Musical Borrowing
An Annotated Bibliography

Individual record

[+] Hicks, Michael. "Text, Music, and Meaning in the Third Movement of Luciano Berio's Sinfonia." Perspectives of New Music 20 (Fall/Winter 1981-Spring/Summer 1982): 199-224.

Berio's aesthetic is one of communication and commentary. The third movement of the Sinfonia is first and foremost a setting and interpretation of the main text, Beckett's The Unnamable. Mahler's scherzo from the Second Symphony is the cantus firmus of the movement. An understanding of the song upon which Mahler based his movement, "Des Antonius von Padua Fischpredigt" from Des Knaben Wunderhorn, aids in the understanding of the Berio movement.
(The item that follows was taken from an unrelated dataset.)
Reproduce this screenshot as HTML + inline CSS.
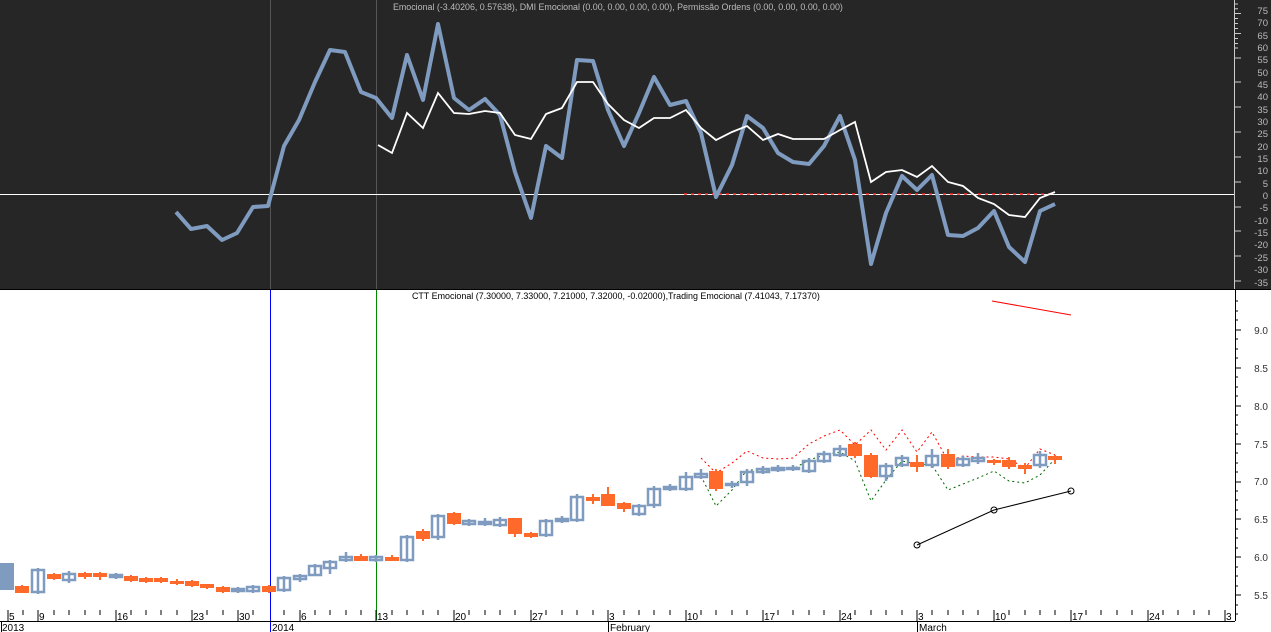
<!DOCTYPE html><html><head><style>body{margin:0;width:1271px;height:632px;overflow:hidden;background:#fff;font-family:"Liberation Sans",sans-serif}</style></head><body>
<svg width="1271" height="632" style="position:absolute;left:0;top:0" font-family="Liberation Sans, sans-serif" font-size="10">
<rect x="0" y="0" width="1271" height="290" fill="#262626"/>
<line x1="0" y1="289.5" x2="1271" y2="289.5" stroke="#000"/>
<line x1="270.5" y1="0" x2="270.5" y2="289" stroke="#555"/>
<line x1="376.5" y1="0" x2="376.5" y2="289" stroke="#555"/>
<line x1="0" y1="194.5" x2="1234" y2="194.5" stroke="#fff"/>
<text x="393" y="10" fill="#bbb" font-size="9.5" transform="translate(393 0) scale(0.935 1) translate(-393 0)">Emocional (-3.40206, 0.57638), DMI Emocional (0.00, 0.00, 0.00, 0.00), Permissão Ordens (0.00, 0.00, 0.00, 0.00)</text>
<line x1="684" y1="194" x2="1055" y2="194" stroke="#f22" stroke-width="1.5" stroke-dasharray="3 4"/>
<polyline fill="none" stroke="#7f9bbf" stroke-width="4" stroke-linejoin="round" points="176,212 191,229 207,226 222,240 237,233 253,207 268,206 284,146 299,120 315,82 330,50 345,52 361,92 376,98 392,118 407,55 423,100 438,24 454,98 469,110 485,99 500,115 515,172 531,218 546,146 562,158 577,60 593,61 608,110 624,146 639,113 654,77 670,105 686,101 701,133 716,197 732,165 747,116 763,128 778,153 793,162 809,164 824,146 840,116 855,160 871,264 886,213 902,176 917,190 932,175 948,235 963,236 978,228 994,211 1009,247 1025,262 1040,211 1055,204"/>
<polyline fill="none" stroke="#fff" stroke-width="1.8" points="378,145 392,153 407,113 423,128 438,93 454,113 469,114 485,111 500,113 515,135 531,139 546,114 562,108 577,82 593,82 608,104 624,120 639,128 654,118 670,118 686,110 701,128 716,140 732,132 747,126 763,140 778,134 793,139 809,139 824,139 840,130 855,122 871,182 886,172 902,170 917,177 932,166 948,182 963,186 978,198 994,204 1009,215 1025,217 1040,198 1055,192"/>
<line x1="1234.5" y1="0" x2="1234.5" y2="289" stroke="#ccc"/>
<path d="M1234 4h4M1234 8.8h4M1234 13.5h7M1234 18.5h4M1234 23.5h4M1234 28.5h4M1234 33.5h7M1234 38.5h4M1234 43.5h4M1234 48h4M1234 58h7M1234 82h7M1234 107h7M1234 132h7M1234 157h7M1234 182h7M1234 207h7M1234 231h7M1234 256h7M1234 281h7" stroke="#ccc"/>
<g fill="#bbb" font-size="9.5" text-anchor="end">
<text x="1268" y="14">75</text><text x="1268" y="26">70</text><text x="1268" y="39">65</text><text x="1268" y="51">60</text><text x="1268" y="63">55</text><text x="1268" y="76">50</text><text x="1268" y="88">45</text><text x="1268" y="100">40</text><text x="1268" y="113">35</text><text x="1268" y="125">30</text><text x="1268" y="137">25</text><text x="1268" y="150">20</text><text x="1268" y="162">15</text><text x="1268" y="174">10</text><text x="1268" y="187">5</text><text x="1268" y="199">0</text><text x="1268" y="211">-5</text><text x="1268" y="224">-10</text><text x="1268" y="236">-15</text><text x="1268" y="248">-20</text><text x="1268" y="261">-25</text><text x="1268" y="273">-30</text><text x="1268" y="286">-35</text></g>
<line x1="270.5" y1="290" x2="270.5" y2="632" stroke="#00f"/>
<line x1="376.5" y1="290" x2="376.5" y2="620" stroke="#080"/>
<text x="412" y="299" fill="#000" font-size="9.5" transform="translate(412 0) scale(0.94 1) translate(-412 0)">CTT Emocional (7.30000, 7.33000, 7.21000, 7.32000, -0.02000),Trading Emocional (7.41043, 7.17370)</text>
<polyline fill="none" stroke="#f00" points="992,301 1071,315"/>
<line x1="1235.5" y1="290" x2="1235.5" y2="621" stroke="#000"/>
<g fill="#333" font-size="10" text-anchor="end"><text x="1268" y="334">9.0</text><text x="1268" y="372">8.5</text><text x="1268" y="410">8.0</text><text x="1268" y="448">7.5</text><text x="1268" y="485">7.0</text><text x="1268" y="523">6.5</text><text x="1268" y="561">6.0</text><text x="1268" y="599">5.5</text></g>
<path d="M1235 330h6M1235 368h6M1235 406h6M1235 444h6M1235 482h6M1235 519h6M1235 557h6M1235 595h6M1235 301h3M1235 311h3M1235 320h3M1235 339h3M1235 349h3M1235 358h3M1235 377h3M1235 387h3M1235 396h3M1235 415h3M1235 425h3M1235 434h3M1235 453h3M1235 463h3M1235 472h3M1235 491h3M1235 500h3M1235 510h3M1235 529h3M1235 538h3M1235 548h3M1235 567h3M1235 576h3M1235 586h3M1235 605h3M1235 614h3" stroke="#000"/>
<polyline fill="none" stroke="#f00" stroke-dasharray="2 3" points="701,458 716,473 732,463 747,451 763,458 778,459 793,458 809,444 824,436 840,430 855,445 871,430 886,450 902,430 917,452 932,432 948,461 963,456 978,457 994,457 1009,459 1025,468 1040,449 1055,455"/>
<polyline fill="none" stroke="#060" stroke-dasharray="2 3" points="701,476 716,506 732,490 747,470 763,470 778,470 793,469 809,460 824,455 840,452 855,461 871,501 886,480 902,461 917,464 932,465 948,490 963,484 978,478 994,471 1009,481 1025,483 1040,475 1055,459"/>
<polyline fill="none" stroke="#000" points="917,545 994,510 1071,491"/>
<g fill="none" stroke="#000"><circle cx="917" cy="545" r="3"/><circle cx="994" cy="510" r="3"/><circle cx="1071" cy="491" r="3"/></g>
<g fill="#ff6a2a" stroke="#ff6a2a" stroke-width="2">
<path d="M22 585v8M54 573v7M85 572v7M100 572v8M131 575v7M146 577v6M161 577v6M177 579v6M192 580v7M207 584v5M223 586v7M269 585v8M361 554v6M392 555v6M423 529v12M454 512v13M515 518v19M531 532v6M593 494v10M608 487v15M624 502v10M716 469v22M855 442v16M871 453v25M917 455v17M948 449v20M994 459v6M1009 457v12M1025 463v11M1055 455v9"/>
<rect x="16" y="587" width="12" height="5"/><rect x="48" y="575" width="12" height="3"/><rect x="79" y="574" width="12" height="2"/><rect x="94" y="574" width="12" height="2"/><rect x="125" y="577" width="12" height="3"/><rect x="140" y="579" width="12" height="2"/><rect x="155" y="579" width="12" height="2"/><rect x="171" y="582" width="12" height="1"/><rect x="186" y="582" width="12" height="3"/><rect x="201" y="585" width="12" height="2"/><rect x="217" y="588" width="12" height="3"/><rect x="263" y="587" width="12" height="4"/><rect x="355" y="557" width="12" height="3"/><rect x="386" y="558" width="12" height="2"/><rect x="417" y="532" width="12" height="6"/><rect x="448" y="514" width="12" height="9"/><rect x="509" y="519" width="12" height="14"/><rect x="525" y="534" width="12" height="2"/><rect x="587" y="498" width="12" height="2"/><rect x="602" y="495" width="12" height="10"/><rect x="618" y="504" width="12" height="4"/><rect x="710" y="472" width="12" height="16"/><rect x="849" y="445" width="12" height="10"/><rect x="865" y="456" width="12" height="20"/><rect x="911" y="463" width="12" height="3"/><rect x="942" y="455" width="12" height="11"/><rect x="988" y="461" width="12" height="1"/><rect x="1003" y="461" width="12" height="5"/><rect x="1019" y="466" width="12" height="2"/><rect x="1049" y="457" width="12" height="2"/>
</g>
<rect x="0" y="563" width="14" height="27" fill="#7f9bbf"/>
<g fill="none" stroke="#7f9bbf" stroke-width="2.5">
<path d="M38 568v26M69 571v12M116 573v6M238 587v6M253 585v8M284 576v16M300 574v8M315 564v12M330 560v14M346 552v10M376 555v7M407 535v27M438 514v26M469 519v7M485 518v8M500 517v10M546 519v18M562 516v7M577 494v28M639 504v12M654 486v22M670 484v7M686 472v19M701 469v10M732 481v7M747 469v17M763 466v8M778 465v7M793 465v6M809 458v15M824 451v12M840 445v12M886 463v18M902 455v12M932 449v19M963 456v11M978 453v11M1040 451v17"/>
<rect x="32" y="570" width="12" height="22"/><rect x="63" y="574" width="12" height="6"/><rect x="110" y="575" width="12" height="2"/><rect x="232" y="589" width="12" height="2"/><rect x="247" y="587" width="12" height="4"/><rect x="278" y="578" width="12" height="12"/><rect x="294" y="576" width="12" height="3"/><rect x="309" y="566" width="12" height="9"/><rect x="324" y="562" width="12" height="6"/><rect x="340" y="557" width="12" height="3"/><rect x="370" y="557" width="12" height="3"/><rect x="401" y="537" width="12" height="23"/><rect x="432" y="516" width="12" height="21"/><rect x="463" y="521" width="12" height="3"/><rect x="479" y="522" width="12" height="2"/><rect x="494" y="520" width="12" height="5"/><rect x="540" y="521" width="12" height="14"/><rect x="556" y="519" width="12" height="2"/><rect x="571" y="497" width="12" height="23"/><rect x="633" y="506" width="12" height="8"/><rect x="648" y="489" width="12" height="16"/><rect x="664" y="487" width="12" height="2"/><rect x="680" y="477" width="12" height="12"/><rect x="695" y="474" width="12" height="3"/><rect x="726" y="484" width="12" height="1"/><rect x="741" y="472" width="12" height="10"/><rect x="757" y="469" width="12" height="3"/><rect x="772" y="468" width="12" height="2"/><rect x="787" y="468" width="12" height="1"/><rect x="803" y="461" width="12" height="10"/><rect x="818" y="454" width="12" height="7"/><rect x="834" y="449" width="12" height="6"/><rect x="880" y="466" width="12" height="10"/><rect x="896" y="458" width="12" height="7"/><rect x="926" y="456" width="12" height="9"/><rect x="957" y="459" width="12" height="6"/><rect x="972" y="458" width="12" height="3"/><rect x="1034" y="455" width="12" height="10"/>
</g>
<line x1="0" y1="621.5" x2="1235" y2="621.5" stroke="#000"/>
<path stroke="#000" d="M8 610v11M23 610v5M38 610v11M54 610v5M69 610v5M85 610v5M100 610v5M116 610v11M131 610v5M146 610v5M161 610v5M177 610v5M192 610v11M207 610v5M223 610v5M238 610v11M253 610v5M284 610v5M300 610v11M315 610v5M330 610v5M346 610v5M361 610v5M376 610v11M392 610v5M407 610v5M423 610v5M438 610v5M454 610v11M469 610v5M485 610v5M500 610v5M515 610v5M531 610v11M546 610v5M562 610v5M577 610v5M593 610v5M608 610v11M624 610v5M639 610v5M654 610v5M670 610v5M686 610v11M701 610v5M716 610v5M732 610v5M747 610v5M763 610v11M778 610v5M793 610v5M809 610v5M824 610v5M840 610v11M855 610v5M871 610v5M886 610v5M902 610v5M917 610v11M932 610v5M948 610v5M963 610v5M978 610v5M994 610v11M1009 610v5M1025 610v5M1040 610v5M1055 610v5M1071 610v11M1086 610v5M1101 610v5M1117 610v5M1132 610v5M1148 610v11M1163 610v5M1178 610v5M1194 610v5M1209 610v5M1225 610v11M1.5 622v10M608.5 622v10M917.5 622v10"/>
<g fill="#000" font-size="10"><text x="9" y="620">5</text><text x="39" y="620">9</text><text x="117" y="620">16</text><text x="193" y="620">23</text><text x="239" y="620">30</text><text x="301" y="620">6</text><text x="377" y="620">13</text><text x="455" y="620">20</text><text x="532" y="620">27</text><text x="609" y="620">3</text><text x="687" y="620">10</text><text x="764" y="620">17</text><text x="841" y="620">24</text><text x="918" y="620">3</text><text x="995" y="620">10</text><text x="1072" y="620">17</text><text x="1149" y="620">24</text><text x="1226" y="620">3</text>
<text x="2" y="631">2013</text><text x="272" y="631">2014</text><text x="610" y="631">February</text><text x="919" y="631">March</text></g>
</svg></body></html>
A discussion of quotation and allusion includes reference to James Joyce. In the cases of Beckett, Mahler, Joyce, and Berio, "the artist has become the subject of art." A complete analysis of Berio's movement is beyond the scope of the article. Allusions to Schoenberg, Debussy, Mahler, Hindemith, Berg, Brahms, Ravel, Strauss, Berlioz, Stravinsky, Berio himself, Pousseur, Beethoven, Boulez, Webern, Stockhausen, and perhaps Schumann are pointed out. In music of the 1970s, especially in the music of American composers, quotation is the rule rather than the exception.